• [Objective] Locate the string "screenshot" throughout the material and copy every line in which it occurs.

• [Data supplied]
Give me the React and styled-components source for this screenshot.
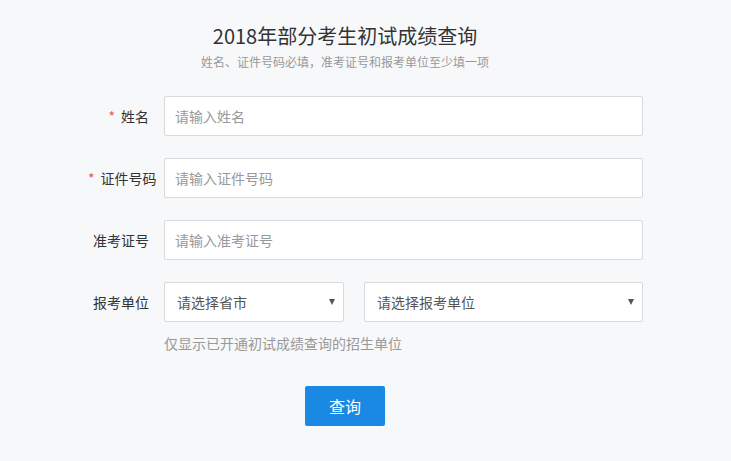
---
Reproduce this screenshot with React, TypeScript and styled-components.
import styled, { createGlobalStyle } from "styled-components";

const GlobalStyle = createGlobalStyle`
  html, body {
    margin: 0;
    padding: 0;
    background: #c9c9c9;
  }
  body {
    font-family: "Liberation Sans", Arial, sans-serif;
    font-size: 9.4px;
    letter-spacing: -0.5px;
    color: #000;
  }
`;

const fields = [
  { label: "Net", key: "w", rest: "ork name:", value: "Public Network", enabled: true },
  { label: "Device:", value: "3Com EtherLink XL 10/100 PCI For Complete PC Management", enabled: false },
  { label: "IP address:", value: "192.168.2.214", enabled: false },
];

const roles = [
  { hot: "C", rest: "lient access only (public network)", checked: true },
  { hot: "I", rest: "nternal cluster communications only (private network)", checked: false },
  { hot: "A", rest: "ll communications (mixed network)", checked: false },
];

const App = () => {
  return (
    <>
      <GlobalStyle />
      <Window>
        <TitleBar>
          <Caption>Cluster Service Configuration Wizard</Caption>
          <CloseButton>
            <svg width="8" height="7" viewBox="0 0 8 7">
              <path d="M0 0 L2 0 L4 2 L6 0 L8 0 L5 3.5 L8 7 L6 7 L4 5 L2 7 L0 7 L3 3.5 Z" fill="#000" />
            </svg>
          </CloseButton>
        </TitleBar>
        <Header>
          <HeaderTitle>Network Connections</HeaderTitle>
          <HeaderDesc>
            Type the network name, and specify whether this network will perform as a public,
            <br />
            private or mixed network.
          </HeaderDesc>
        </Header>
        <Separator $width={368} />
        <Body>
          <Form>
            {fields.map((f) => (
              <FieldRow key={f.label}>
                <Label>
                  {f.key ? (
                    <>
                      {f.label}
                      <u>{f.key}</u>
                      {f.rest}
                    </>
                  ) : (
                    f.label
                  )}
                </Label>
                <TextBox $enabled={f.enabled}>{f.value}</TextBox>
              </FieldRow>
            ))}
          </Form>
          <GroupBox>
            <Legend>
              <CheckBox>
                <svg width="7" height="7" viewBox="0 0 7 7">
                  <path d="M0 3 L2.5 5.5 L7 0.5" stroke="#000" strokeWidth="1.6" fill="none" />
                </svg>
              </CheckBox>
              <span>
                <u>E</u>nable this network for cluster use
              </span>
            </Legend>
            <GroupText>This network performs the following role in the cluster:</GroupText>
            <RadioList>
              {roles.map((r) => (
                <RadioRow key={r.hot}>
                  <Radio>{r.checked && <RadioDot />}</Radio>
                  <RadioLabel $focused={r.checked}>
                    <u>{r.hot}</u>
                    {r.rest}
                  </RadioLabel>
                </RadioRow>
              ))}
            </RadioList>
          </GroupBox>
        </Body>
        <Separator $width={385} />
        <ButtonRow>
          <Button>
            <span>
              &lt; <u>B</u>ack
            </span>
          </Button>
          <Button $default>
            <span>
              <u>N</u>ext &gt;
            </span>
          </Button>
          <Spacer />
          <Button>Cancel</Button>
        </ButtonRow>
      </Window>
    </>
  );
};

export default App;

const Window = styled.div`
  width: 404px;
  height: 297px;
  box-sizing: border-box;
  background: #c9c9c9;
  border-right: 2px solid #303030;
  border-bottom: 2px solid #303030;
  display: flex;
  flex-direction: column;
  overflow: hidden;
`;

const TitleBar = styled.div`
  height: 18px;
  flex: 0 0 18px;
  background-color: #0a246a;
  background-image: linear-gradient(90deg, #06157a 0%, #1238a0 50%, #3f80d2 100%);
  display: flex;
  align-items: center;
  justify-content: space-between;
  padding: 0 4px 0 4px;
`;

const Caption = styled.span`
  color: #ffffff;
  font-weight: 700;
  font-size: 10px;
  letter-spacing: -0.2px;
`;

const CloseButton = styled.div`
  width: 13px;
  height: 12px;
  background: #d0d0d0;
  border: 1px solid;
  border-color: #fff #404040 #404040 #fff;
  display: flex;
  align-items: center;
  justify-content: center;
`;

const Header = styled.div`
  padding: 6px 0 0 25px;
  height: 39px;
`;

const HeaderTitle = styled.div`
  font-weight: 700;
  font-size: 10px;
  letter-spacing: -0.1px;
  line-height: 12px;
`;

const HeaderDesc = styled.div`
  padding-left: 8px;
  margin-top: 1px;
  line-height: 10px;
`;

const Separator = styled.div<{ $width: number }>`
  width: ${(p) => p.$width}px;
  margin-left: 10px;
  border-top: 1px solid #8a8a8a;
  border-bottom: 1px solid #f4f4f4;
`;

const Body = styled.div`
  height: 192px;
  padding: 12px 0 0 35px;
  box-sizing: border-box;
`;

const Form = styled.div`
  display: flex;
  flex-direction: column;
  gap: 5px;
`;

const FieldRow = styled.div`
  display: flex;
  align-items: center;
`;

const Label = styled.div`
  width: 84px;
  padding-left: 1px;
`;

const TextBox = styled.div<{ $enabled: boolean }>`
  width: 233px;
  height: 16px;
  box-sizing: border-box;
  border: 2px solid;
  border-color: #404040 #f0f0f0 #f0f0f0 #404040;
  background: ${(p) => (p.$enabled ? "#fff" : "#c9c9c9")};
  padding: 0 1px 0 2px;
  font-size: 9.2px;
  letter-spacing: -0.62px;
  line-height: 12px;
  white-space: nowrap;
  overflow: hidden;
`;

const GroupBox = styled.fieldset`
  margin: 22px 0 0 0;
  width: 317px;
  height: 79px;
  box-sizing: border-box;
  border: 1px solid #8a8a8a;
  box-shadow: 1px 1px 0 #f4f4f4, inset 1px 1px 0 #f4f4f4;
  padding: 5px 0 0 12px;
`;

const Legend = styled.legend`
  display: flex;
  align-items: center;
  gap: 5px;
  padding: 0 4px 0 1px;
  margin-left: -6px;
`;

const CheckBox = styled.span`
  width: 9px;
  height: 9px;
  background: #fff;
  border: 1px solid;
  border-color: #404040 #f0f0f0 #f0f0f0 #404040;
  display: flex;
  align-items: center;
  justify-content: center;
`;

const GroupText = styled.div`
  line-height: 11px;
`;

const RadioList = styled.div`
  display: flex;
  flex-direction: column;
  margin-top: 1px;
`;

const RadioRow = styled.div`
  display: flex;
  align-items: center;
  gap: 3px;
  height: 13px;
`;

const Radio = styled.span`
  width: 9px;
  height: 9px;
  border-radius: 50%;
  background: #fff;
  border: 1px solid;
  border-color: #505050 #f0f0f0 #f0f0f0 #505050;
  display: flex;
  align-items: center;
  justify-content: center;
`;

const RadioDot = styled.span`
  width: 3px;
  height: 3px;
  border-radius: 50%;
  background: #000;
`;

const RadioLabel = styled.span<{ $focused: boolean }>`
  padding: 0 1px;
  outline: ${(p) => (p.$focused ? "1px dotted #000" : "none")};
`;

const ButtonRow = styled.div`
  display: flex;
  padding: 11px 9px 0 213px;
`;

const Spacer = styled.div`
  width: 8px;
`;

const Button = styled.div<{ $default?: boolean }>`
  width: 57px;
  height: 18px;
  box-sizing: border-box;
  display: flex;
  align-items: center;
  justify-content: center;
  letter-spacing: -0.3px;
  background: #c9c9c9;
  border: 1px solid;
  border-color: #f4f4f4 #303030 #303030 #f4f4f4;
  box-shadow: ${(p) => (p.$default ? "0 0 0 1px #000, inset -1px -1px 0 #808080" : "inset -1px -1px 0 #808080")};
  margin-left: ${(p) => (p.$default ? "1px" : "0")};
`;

• [Result of the exercise]
Give me the React and styled-components source for this screenshot.
Reproduce this screenshot with React, TypeScript and styled-components.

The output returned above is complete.